Data segment —

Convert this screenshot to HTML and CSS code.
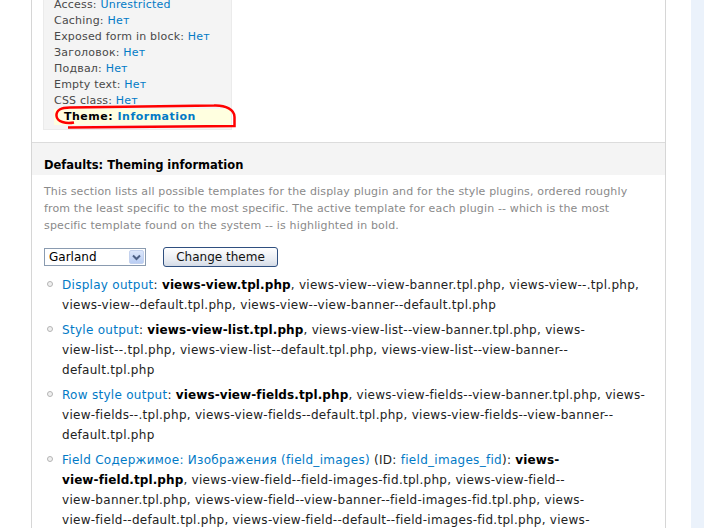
FILE: index.html
```html
<!DOCTYPE html>
<html lang="ru">
<head>
 <meta charset="UTF-8">
 <title>Views: Theming information</title>
 <link rel="stylesheet" href="styles.css">
</head>
<body>
 <div class="page">
  <div class="main">
   <div class="panel">
    <div class="summary">
     <div class="summary-box">
      <div class="summary-row">Access: <a href="#">Unrestricted</a></div>
      <div class="summary-row">Caching: <a href="#">Нет</a></div>
      <div class="summary-row">Exposed form in block: <a href="#">Нет</a></div>
      <div class="summary-row">Заголовок: <a href="#">Нет</a></div>
      <div class="summary-row">Подвал: <a href="#">Нет</a></div>
      <div class="summary-row">Empty text: <a href="#">Нет</a></div>
      <div class="summary-row">CSS class: <a href="#">Нет</a></div>
      <div class="summary-row active">Theme: <a href="#">Information</a></div>
     </div>
    </div>

    <div class="section">
     <div class="section-head">
      <h2>Defaults: Theming information</h2>
     </div>
     <div class="section-body">
      <p class="description">This section lists all possible templates for the display plugin and for the style plugins, ordered roughly from the least specific to the most specific. The active template for each plugin -- which is the most specific template found on the system -- is highlighted in bold.</p>

      <div class="theme-form">
       <div class="select">
        <span class="select-value">Garland</span>
        <span class="select-arrow">
         <svg width="9" height="7" viewBox="0 0 9 7"><path d="M1 1.5 L4.5 5 L8 1.5" fill="none" stroke="#4d6185" stroke-width="2"/></svg>
        </span>
       </div>
       <button class="btn">Change theme</button>
      </div>

      <!-- line breaks follow the original browser's hyphen wrapping -->
      <ul class="templates">
       <li><span class="bullet"></span><div><a href="#">Display output</a>: <strong>views-view.tpl.php</strong>, views-view--view-banner.tpl.php, views-view--.tpl.php,<br>views-view--default.tpl.php, views-view--view-banner--default.tpl.php</div></li>
       <li><span class="bullet"></span><div><a href="#">Style output</a>: <strong>views-view-list.tpl.php</strong>, views-view-list--view-banner.tpl.php, views-<br>view-list--.tpl.php, views-view-list--default.tpl.php, views-view-list--view-banner--<br>default.tpl.php</div></li>
       <li><span class="bullet"></span><div><a href="#">Row style output</a>: <strong>views-view-fields.tpl.php</strong>, views-view-fields--view-banner.tpl.php, views-<br>view-fields--.tpl.php, views-view-fields--default.tpl.php, views-view-fields--view-banner--<br>default.tpl.php</div></li>
       <li><span class="bullet"></span><div><a href="#">Field Содержимое: Изображения (field_images)</a> (ID: <a href="#">field_images_fid</a>): <strong>views-<br>view-field.tpl.php</strong>, views-view-field--field-images-fid.tpl.php, views-view-field--<br>view-banner.tpl.php, views-view-field--view-banner--field-images-fid.tpl.php, views-<br>view-field--default.tpl.php, views-view-field--default--field-images-fid.tpl.php, views-<br>view-field--view-banner--default.tpl.php</div></li>
      </ul>
     </div>
    </div>
   </div>
  </div>
  <div class="sidebar"></div>
 </div>

 <!-- hand-drawn marker round the Theme row -->
 <svg class="marker" width="260" height="140" viewBox="0 0 260 140">
  <path d="M74 122.5 C66 124, 57 122, 56.5 116 C56 110, 61 107.5, 70 107.5 L214 105.5 C226 105, 234.5 110, 234.5 117 L234.5 126 L68 127.5" fill="none" stroke="#f00" stroke-width="2.5"/>
 </svg>
</body>
</html>
```

FILE: styles.css
```css
body {
 margin: 0;
 font-family: "DejaVu Sans", Verdana, sans-serif;
 background: #fff;
 color: #222;
 overflow: hidden;
}

a {
 color: #027ac6;
 text-decoration: none;
}

.page {
 display: flex;
 height: 528px;
 overflow: hidden;
}

.main {
 width: 691px;
 flex-shrink: 0;
 padding-left: 31px;
 box-sizing: border-box;
}

.sidebar {
 flex: 1;
 background: #ebf2fb;
}

.panel {
 width: 635px;
 height: 100%;
 box-sizing: border-box;
 border-left: 1px solid #d6d6d6;
 border-right: 1px solid #d6d6d6;
 overflow: hidden;
}

/* summary box at the top */
.summary {
 padding: 0 11px 12px;
}

.summary-box {
 width: 189px;
 box-sizing: border-box;
 margin-top: -3px;
 padding: 0 0 4px 10px;
 background: #f4f4f4;
 border: 1px solid #ebebeb;
 border-top: none;
 font-size: 11px;
 line-height: 16px;
 letter-spacing: 0.2px;
 color: #494949;
}

.summary-row.active {
 padding-left: 10px;
 background: #ffffe0;
 font-weight: bold;
 letter-spacing: 0.5px;
 color: #000;
}

/* theming section */
.section {
 border-top: 1px solid #dcdcdc;
}

.section-head {
 background: #f4f4f4;
 padding: 14px 12px 2px;
}

.section-head h2 {
 margin: 0;
 font-size: 11.5px;
 line-height: 16px;
 color: #000;
}

.section-body {
 padding: 0 14px 0 12px;
}

.description {
 margin: 8px 0 0;
 font-size: 11px;
 line-height: 17px;
 letter-spacing: 0.15px;
 color: #8a8a8a;
}

.theme-form {
 display: flex;
 align-items: center;
 gap: 17px;
 margin-top: 13px;
}

.select {
 display: flex;
 align-items: center;
 width: 102px;
 height: 18px;
 box-sizing: border-box;
 border: 1px solid #8a9bb0;
 font-size: 12px;
 color: #000;
}

.select-value {
 flex: 1;
 padding-left: 4px;
}

.select-arrow {
 display: flex;
 align-items: center;
 justify-content: center;
 width: 15px;
 height: 14px;
 margin-right: 1px;
 background: linear-gradient(#dce7fb, #b9cdf3);
 border: 1px solid #c4d2ee;
 box-sizing: border-box;
 border-radius: 2px;
}

.btn {
 width: 115px;
 height: 20px;
 padding: 0;
 font-family: "DejaVu Sans", Verdana, sans-serif;
 font-size: 12px;
 color: #111;
 background: linear-gradient(#ffffff, #e6eaf1 70%, #d4dbe6);
 border: 1px solid #2f4f7f;
 border-radius: 3px;
}

.templates {
 list-style: none;
 margin: 8px 0 0;
 padding: 0;
 font-size: 12px;
 line-height: 20px;
 letter-spacing: 0.28px;
 white-space: nowrap;
}

.templates li {
 display: flex;
 margin-bottom: 5px;
}

.bullet {
 flex-shrink: 0;
 width: 4px;
 height: 4px;
 margin: 6px 9px 0 3px;
 border: 1px solid #b4b4b4;
 border-radius: 50%;
 background: #f0f0f0;
}

.templates strong {
 color: #000;
 letter-spacing: 0.1px;
}

.marker {
 position: absolute;
 left: 0;
 top: 0;
}
```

Stated goal — Give all the lines above again, character for character, without pictures.

Response for this exercise —
Convert this screenshot to HTML and CSS code.
FILE: index.html
```html
<!DOCTYPE html>
<html lang="ru">
<head>
 <meta charset="UTF-8">
 <title>Views: Theming information</title>
 <link rel="stylesheet" href="styles.css">
</head>
<body>
 <div class="page">
  <div class="main">
   <div class="panel">
    <div class="summary">
     <div class="summary-box">
      <div class="summary-row">Access: <a href="#">Unrestricted</a></div>
      <div class="summary-row">Caching: <a href="#">Нет</a></div>
      <div class="summary-row">Exposed form in block: <a href="#">Нет</a></div>
      <div class="summary-row">Заголовок: <a href="#">Нет</a></div>
      <div class="summary-row">Подвал: <a href="#">Нет</a></div>
      <div class="summary-row">Empty text: <a href="#">Нет</a></div>
      <div class="summary-row">CSS class: <a href="#">Нет</a></div>
      <div class="summary-row active">Theme: <a href="#">Information</a></div>
     </div>
    </div>

    <div class="section">
     <div class="section-head">
      <h2>Defaults: Theming information</h2>
     </div>
     <div class="section-body">
      <p class="description">This section lists all possible templates for the display plugin and for the style plugins, ordered roughly from the least specific to the most specific. The active template for each plugin -- which is the most specific template found on the system -- is highlighted in bold.</p>

      <div class="theme-form">
       <div class="select">
        <span class="select-value">Garland</span>
        <span class="select-arrow">
         <svg width="9" height="7" viewBox="0 0 9 7"><path d="M1 1.5 L4.5 5 L8 1.5" fill="none" stroke="#4d6185" stroke-width="2"/></svg>
        </span>
       </div>
       <button class="btn">Change theme</button>
      </div>

      <!-- line breaks follow the original browser's hyphen wrapping -->
      <ul class="templates">
       <li><span class="bullet"></span><div><a href="#">Display output</a>: <strong>views-view.tpl.php</strong>, views-view--view-banner.tpl.php, views-view--.tpl.php,<br>views-view--default.tpl.php, views-view--view-banner--default.tpl.php</div></li>
       <li><span class="bullet"></span><div><a href="#">Style output</a>: <strong>views-view-list.tpl.php</strong>, views-view-list--view-banner.tpl.php, views-<br>view-list--.tpl.php, views-view-list--default.tpl.php, views-view-list--view-banner--<br>default.tpl.php</div></li>
       <li><span class="bullet"></span><div><a href="#">Row style output</a>: <strong>views-view-fields.tpl.php</strong>, views-view-fields--view-banner.tpl.php, views-<br>view-fields--.tpl.php, views-view-fields--default.tpl.php, views-view-fields--view-banner--<br>default.tpl.php</div></li>
       <li><span class="bullet"></span><div><a href="#">Field Содержимое: Изображения (field_images)</a> (ID: <a href="#">field_images_fid</a>): <strong>views-<br>view-field.tpl.php</strong>, views-view-field--field-images-fid.tpl.php, views-view-field--<br>view-banner.tpl.php, views-view-field--view-banner--field-images-fid.tpl.php, views-<br>view-field--default.tpl.php, views-view-field--default--field-images-fid.tpl.php, views-<br>view-field--view-banner--default.tpl.php</div></li>
      </ul>
     </div>
    </div>
   </div>
  </div>
  <div class="sidebar"></div>
 </div>

 <!-- hand-drawn marker round the Theme row -->
 <svg class="marker" width="260" height="140" viewBox="0 0 260 140">
  <path d="M74 122.5 C66 124, 57 122, 56.5 116 C56 110, 61 107.5, 70 107.5 L214 105.5 C226 105, 234.5 110, 234.5 117 L234.5 126 L68 127.5" fill="none" stroke="#f00" stroke-width="2.5"/>
 </svg>
</body>
</html>
```

FILE: styles.css
```css
body {
 margin: 0;
 font-family: "DejaVu Sans", Verdana, sans-serif;
 background: #fff;
 color: #222;
 overflow: hidden;
}

a {
 color: #027ac6;
 text-decoration: none;
}

.page {
 display: flex;
 height: 528px;
 overflow: hidden;
}

.main {
 width: 691px;
 flex-shrink: 0;
 padding-left: 31px;
 box-sizing: border-box;
}

.sidebar {
 flex: 1;
 background: #ebf2fb;
}

.panel {
 width: 635px;
 height: 100%;
 box-sizing: border-box;
 border-left: 1px solid #d6d6d6;
 border-right: 1px solid #d6d6d6;
 overflow: hidden;
}

/* summary box at the top */
.summary {
 padding: 0 11px 12px;
}

.summary-box {
 width: 189px;
 box-sizing: border-box;
 margin-top: -3px;
 padding: 0 0 4px 10px;
 background: #f4f4f4;
 border: 1px solid #ebebeb;
 border-top: none;
 font-size: 11px;
 line-height: 16px;
 letter-spacing: 0.2px;
 color: #494949;
}

.summary-row.active {
 padding-left: 10px;
 background: #ffffe0;
 font-weight: bold;
 letter-spacing: 0.5px;
 color: #000;
}

/* theming section */
.section {
 border-top: 1px solid #dcdcdc;
}

.section-head {
 background: #f4f4f4;
 padding: 14px 12px 2px;
}

.section-head h2 {
 margin: 0;
 font-size: 11.5px;
 line-height: 16px;
 color: #000;
}

.section-body {
 padding: 0 14px 0 12px;
}

.description {
 margin: 8px 0 0;
 font-size: 11px;
 line-height: 17px;
 letter-spacing: 0.15px;
 color: #8a8a8a;
}

.theme-form {
 display: flex;
 align-items: center;
 gap: 17px;
 margin-top: 13px;
}

.select {
 display: flex;
 align-items: center;
 width: 102px;
 height: 18px;
 box-sizing: border-box;
 border: 1px solid #8a9bb0;
 font-size: 12px;
 color: #000;
}

.select-value {
 flex: 1;
 padding-left: 4px;
}

.select-arrow {
 display: flex;
 align-items: center;
 justify-content: center;
 width: 15px;
 height: 14px;
 margin-right: 1px;
 background: linear-gradient(#dce7fb, #b9cdf3);
 border: 1px solid #c4d2ee;
 box-sizing: border-box;
 border-radius: 2px;
}

.btn {
 width: 115px;
 height: 20px;
 padding: 0;
 font-family: "DejaVu Sans", Verdana, sans-serif;
 font-size: 12px;
 color: #111;
 background: linear-gradient(#ffffff, #e6eaf1 70%, #d4dbe6);
 border: 1px solid #2f4f7f;
 border-radius: 3px;
}

.templates {
 list-style: none;
 margin: 8px 0 0;
 padding: 0;
 font-size: 12px;
 line-height: 20px;
 letter-spacing: 0.28px;
 white-space: nowrap;
}

.templates li {
 display: flex;
 margin-bottom: 5px;
}

.bullet {
 flex-shrink: 0;
 width: 4px;
 height: 4px;
 margin: 6px 9px 0 3px;
 border: 1px solid #b4b4b4;
 border-radius: 50%;
 background: #f0f0f0;
}

.templates strong {
 color: #000;
 letter-spacing: 0.1px;
}

.marker {
 position: absolute;
 left: 0;
 top: 0;
}
```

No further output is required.